*Exercise details:*
Review the material line by line. Identify and copy every line that contains the string "React".
═══
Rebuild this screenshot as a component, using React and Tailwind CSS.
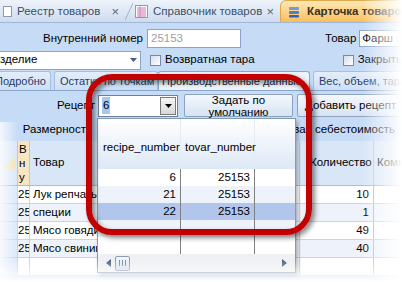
import React from 'react';

const rows = [
  ['25153', 'Лук репчатый', '10'],
  ['25153', 'специи', '1'],
  ['25153', 'Мясо говядина', '49'],
  ['25153', 'Мясо свинина', '40'],
  ['', '', ''],
];

const recipes = [
  ['6', '25153'],
  ['21', '25153'],
  ['22', '25153'],
  ['', ''],
  ['', ''],
];

function TopTab({ children, icon, close, className }) {
  return (
    <div className={`flex h-[21px] shrink-0 items-center ${className}`}>
      {icon}
      <span className="ml-[5px] whitespace-nowrap">{children}</span>
      {close && <span className="ml-auto mr-[6px] text-[13px] text-[#5a6b80]">×</span>}
    </div>
  );
}

function Check() {
  return <span className="inline-block h-[11px] w-[11px] border border-[#7a8aa0] bg-gradient-to-br from-[#d8dde4] to-[#ffffff]" />;
}

function SubTab({ children, active, className }) {
  return (
    <div
      className={`flex h-[19px] shrink-0 items-center whitespace-nowrap rounded-t-[3px] border border-b-0 text-[11px] ${
        active ? 'border-[#8aa6cc] bg-[#eef4fc] pl-[3px] text-[#1e2a3a]' : 'border-[#a7bfdf] bg-gradient-to-b from-[#e4edf9] to-[#cddff5] pl-[5px] text-[#1f3d6b]'
      } ${className}`}
    >
      {children}
    </div>
  );
}

export default function App() {
  return (
    <div className="relative h-[282px] w-[402px] overflow-hidden bg-[#c6dbf5] font-['Liberation_Sans',Arial,sans-serif] text-[11.5px] text-black">
      {/* document tabs */}
      <div className="flex h-[23px] items-end border-b border-[#9fb8d8] bg-gradient-to-b from-[#eef3fa] to-[#cfdcee] text-[#3b4f6a]">
        <TopTab
          className="w-[125px] pl-[3px]"
          close
          icon={<span className="h-[11px] w-[9px] border border-[#8c9bb0] bg-white" />}
        >
          Реестр товаров
        </TopTab>
        <div className="h-[21px] w-[8px] shrink-0 bg-[linear-gradient(115deg,transparent_45%,#9fb3cc_50%,transparent_56%)]" />
        <TopTab
          className="w-[147px] pl-[2px]"
          close
          icon={
            <svg width="13" height="13" viewBox="0 0 13 13">
              <rect x="0.5" y="0.5" width="12" height="12" fill="#fff" stroke="#b08aa8" />
              <path d="M2 3h9M2 5h9M2 7h9M2 9h9M2 11h9" stroke="#d24aa0" strokeWidth="0.8" />
              <path d="M5 1v11" stroke="#b08aa8" strokeWidth="0.8" />
            </svg>
          }
        >
          Справочник товаров
        </TopTab>
        <div className="flex h-[22px] min-w-0 flex-1 items-center rounded-tl-[6px] border border-b-0 border-[#e1a74a] bg-gradient-to-b from-[#fee8b4] to-[#f8bf5a] pl-[7px] font-bold text-[#3a3020]">
          <svg className="shrink-0" width="12" height="12" viewBox="0 0 12 12">
            <rect x="1" y="1" width="10" height="3" rx="1" fill="#6f9be0" />
            <rect x="1" y="5" width="10" height="3" rx="1" fill="#4b7fd0" />
            <rect x="1" y="9" width="10" height="2.5" rx="1" fill="#2f62b8" />
          </svg>
          <span className="ml-[7px] whitespace-nowrap">Карточка товаров</span>
        </div>
      </div>

      {/* row 1 */}
      <div className="mt-[6px] flex h-[19px] items-center">
        <span className="w-[143px] shrink-0 text-right">Внутренний номер</span>
        <div className="ml-[4px] flex h-[19px] w-[94px] shrink-0 items-center border border-[#8aa4c8] bg-white pl-[3px] text-[#a0a0a0]">25153</div>
        <span className="ml-[84px] shrink-0">Товар</span>
        <div className="ml-[3px] flex h-[17px] min-w-0 flex-1 items-center overflow-hidden border border-[#8aa4c8] bg-white pl-[2px] whitespace-nowrap">
          Фарш <span className="ml-[3px] text-[#b0b0b0]">свиной</span>
        </div>
      </div>

      {/* row 2 */}
      <div className="mt-[2px] flex h-[20px] items-center whitespace-nowrap">
        <div className="flex h-[19px] w-[141px] shrink-0 items-center border border-l-0 border-[#8aa4c8] bg-white pr-[3px]">
          <span>зделие</span>
          <svg className="ml-auto" width="7" height="4" viewBox="0 0 7 4">
            <path d="M0 0h7L3.5 4z" fill="#3f5d8c" />
          </svg>
        </div>
        <span className="ml-[9px] flex shrink-0"><Check /></span>
        <span className="ml-[4px] shrink-0">Возвратная тара</span>
        <span className="ml-[88px] flex shrink-0"><Check /></span>
        <span className="ml-[4px] shrink-0">Закрытый</span>
      </div>

      {/* page tabs */}
      <div className="mt-[2px] flex h-[19px] items-end border-b border-[#8aa6cc]">
        <SubTab className="-ml-[11px] w-[62px]">Подробно</SubTab>
        <SubTab className="ml-[3px] w-[104px]">Остатки по точкам</SubTab>
        <SubTab active className="w-[152px]">Производственные данные</SubTab>
        <SubTab className="ml-[3px] w-[100px]">Вес, объем, тара</SubTab>
      </div>

      {/* recipe row */}
      <div className="mt-[3px] flex h-[23px] items-center">
        <span className="w-[95px] shrink-0 text-right">Рецепт</span>
        <div className="ml-[3px] flex h-[22px] w-[80px] shrink-0 items-center border border-[#6f7f95] bg-white pl-[3px]">
          <span className="bg-[#a9c7ee] px-[1px]">6</span>
          <div className="ml-auto mr-[1px] flex h-[18px] w-[16px] items-center justify-center border border-[#7a7a7a] bg-gradient-to-b from-[#f6f6f6] to-[#d8d8d8]">
            <svg width="7" height="4" viewBox="0 0 7 4">
              <path d="M0 0h7L3.5 4z" fill="#000" />
            </svg>
          </div>
        </div>
        <div className="ml-[6px] flex h-[23px] w-[109px] shrink-0 flex-col items-center justify-center rounded-[2px] border border-[#8ea2bd] bg-gradient-to-b from-[#f4f8fd] to-[#d6e3f3] leading-[12px]">
          <span>Задать по</span>
          <span>умолчанию</span>
        </div>
        <div className="ml-[4px] flex h-[23px] min-w-0 flex-1 items-center overflow-hidden rounded-[2px] border border-[#8ea2bd] bg-gradient-to-b from-[#f4f8fd] to-[#d6e3f3] pl-[7px] whitespace-nowrap">
          Добавить рецепт
        </div>
      </div>

      {/* size row */}
      <div className="mt-[3px] flex h-[19px] items-center whitespace-nowrap">
        <span className="w-[92px] shrink-0 text-right">Размерность</span>
        <span className="ml-auto mr-[7px]">Плановая себестоимость</span>
      </div>

      {/* background grid */}
      <div className="mt-[2px] bg-white">
        <div className="flex h-[45px] border-b border-[#a9bcd6] bg-[#d8e6f7] whitespace-nowrap">
          <div className="flex w-[17px] shrink-0 items-center justify-center bg-[#d8e6f7]">
            <svg width="12" height="12" viewBox="0 0 12 12">
              <path d="M12 0v12H0z" fill="#f3dfb2" />
            </svg>
          </div>
          <div className="flex w-[13px] shrink-0 flex-col justify-center border-x border-[#b7c9e0] bg-[#f8e6c1] pl-[1px] leading-[14px]">
            <span>В</span>
            <span>н</span>
            <span>у</span>
          </div>
          <div className="flex w-[270px] shrink-0 items-center border-r border-[#b7c9e0] pl-[3px]">Товар</div>
          <div className="flex w-[74px] shrink-0 items-center border-r border-[#b7c9e0] pl-[10px]">Количество</div>
          <div className="flex min-w-0 flex-1 items-center overflow-hidden pl-[3px]">Комментарий</div>
        </div>
        {rows.map(([id, name, qty], i) => (
          <div key={i} className={`flex h-[18px] border-b border-[#c9d3e2] whitespace-nowrap ${i % 2 ? 'bg-[#eef3fb]' : 'bg-white'}`}>
            <div className="w-[17px] shrink-0 bg-[#dbe8f8]" />
            <div className="w-[13px] shrink-0 overflow-hidden border-x border-[#c9d3e2] leading-[17px]">{id}</div>
            <div className="w-[270px] shrink-0 overflow-hidden border-r border-[#c9d3e2] pl-[3px] leading-[17px]">{name}</div>
            <div className="w-[74px] shrink-0 border-r border-[#a9bcd6] pr-[4px] text-right leading-[17px]">{qty}</div>
            <div className="min-w-0 flex-1" />
          </div>
        ))}
      </div>

      {/* recipe dropdown */}
      <div className="absolute left-[97px] top-[118px] w-[199px] border border-[#7f9db9] bg-white shadow-[2px_3px_4px_rgba(0,0,0,0.3)]">
        <div className="flex h-[50px] bg-gradient-to-b from-[#ffffff] to-[#dde8f6]">
          <div className="flex w-[83px] shrink-0 items-center border-r border-[#e3ebf5] pl-[5px] pt-[8px]">recipe_number</div>
          <div className="flex w-[74px] shrink-0 items-center border-r border-[#e3ebf5] pl-[4px] pt-[8px]">tovar_number</div>
          <div className="flex-1" />
        </div>
        {recipes.map(([num, tovar], i) => (
          <div
            key={i}
            className={`flex h-[17px] leading-[17px] ${i === 2 ? 'bg-[#b1c6ea]' : i % 2 ? 'bg-[#eef3fb]' : 'bg-white'}`}
          >
            <div className="w-[83px] shrink-0 border-r border-[#808080] pr-[4px] text-right">{num}</div>
            <div className="w-[74px] shrink-0 border-r border-[#808080] pr-[4px] text-right">{tovar}</div>
            <div className="flex-1" />
          </div>
        ))}
        <div className="flex h-[18px] items-center bg-[#eef0f3] px-[8px]">
          <svg width="5" height="8" viewBox="0 0 5 8">
            <path d="M5 0v8L0 4z" fill="#4a5f80" />
          </svg>
          <div className="ml-[4px] flex h-[15px] w-[15px] items-center justify-center rounded-[2px] border border-[#8c9cb4] bg-gradient-to-b from-[#f4f7fb] to-[#d4dde9]">
            <span className="h-[6px] w-[7px] border-x border-[#7a8aa3] bg-[linear-gradient(90deg,transparent_40%,#7a8aa3_40%,#7a8aa3_60%,transparent_60%)]" />
          </div>
          <svg className="ml-auto" width="5" height="8" viewBox="0 0 5 8">
            <path d="M0 0v8L5 4z" fill="#4a5f80" />
          </svg>
        </div>
      </div>

      {/* red highlight */}
      <div className="pointer-events-none absolute left-[86px] top-[74px] h-[161px] w-[226px] rounded-[26px] border-[6px] border-[#c30000] shadow-[3px_3px_5px_rgba(0,0,0,0.45),inset_3px_3px_5px_rgba(0,0,0,0.45)]" />

      {/* edge fades */}
      <div className="pointer-events-none absolute right-0 top-0 h-full w-[40px] bg-gradient-to-r from-transparent to-white" />
      <div className="pointer-events-none absolute bottom-0 left-0 h-[22px] w-full bg-gradient-to-b from-transparent to-white" />
      <div className="pointer-events-none absolute bottom-0 left-0 h-[160px] w-[18px] bg-gradient-to-l from-transparent to-[rgba(255,255,255,0.8)]" />
    </div>
  );
}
═══
*Solved exercise:*
Rebuild this screenshot as a component, using React and Tailwind CSS.
import React from 'react';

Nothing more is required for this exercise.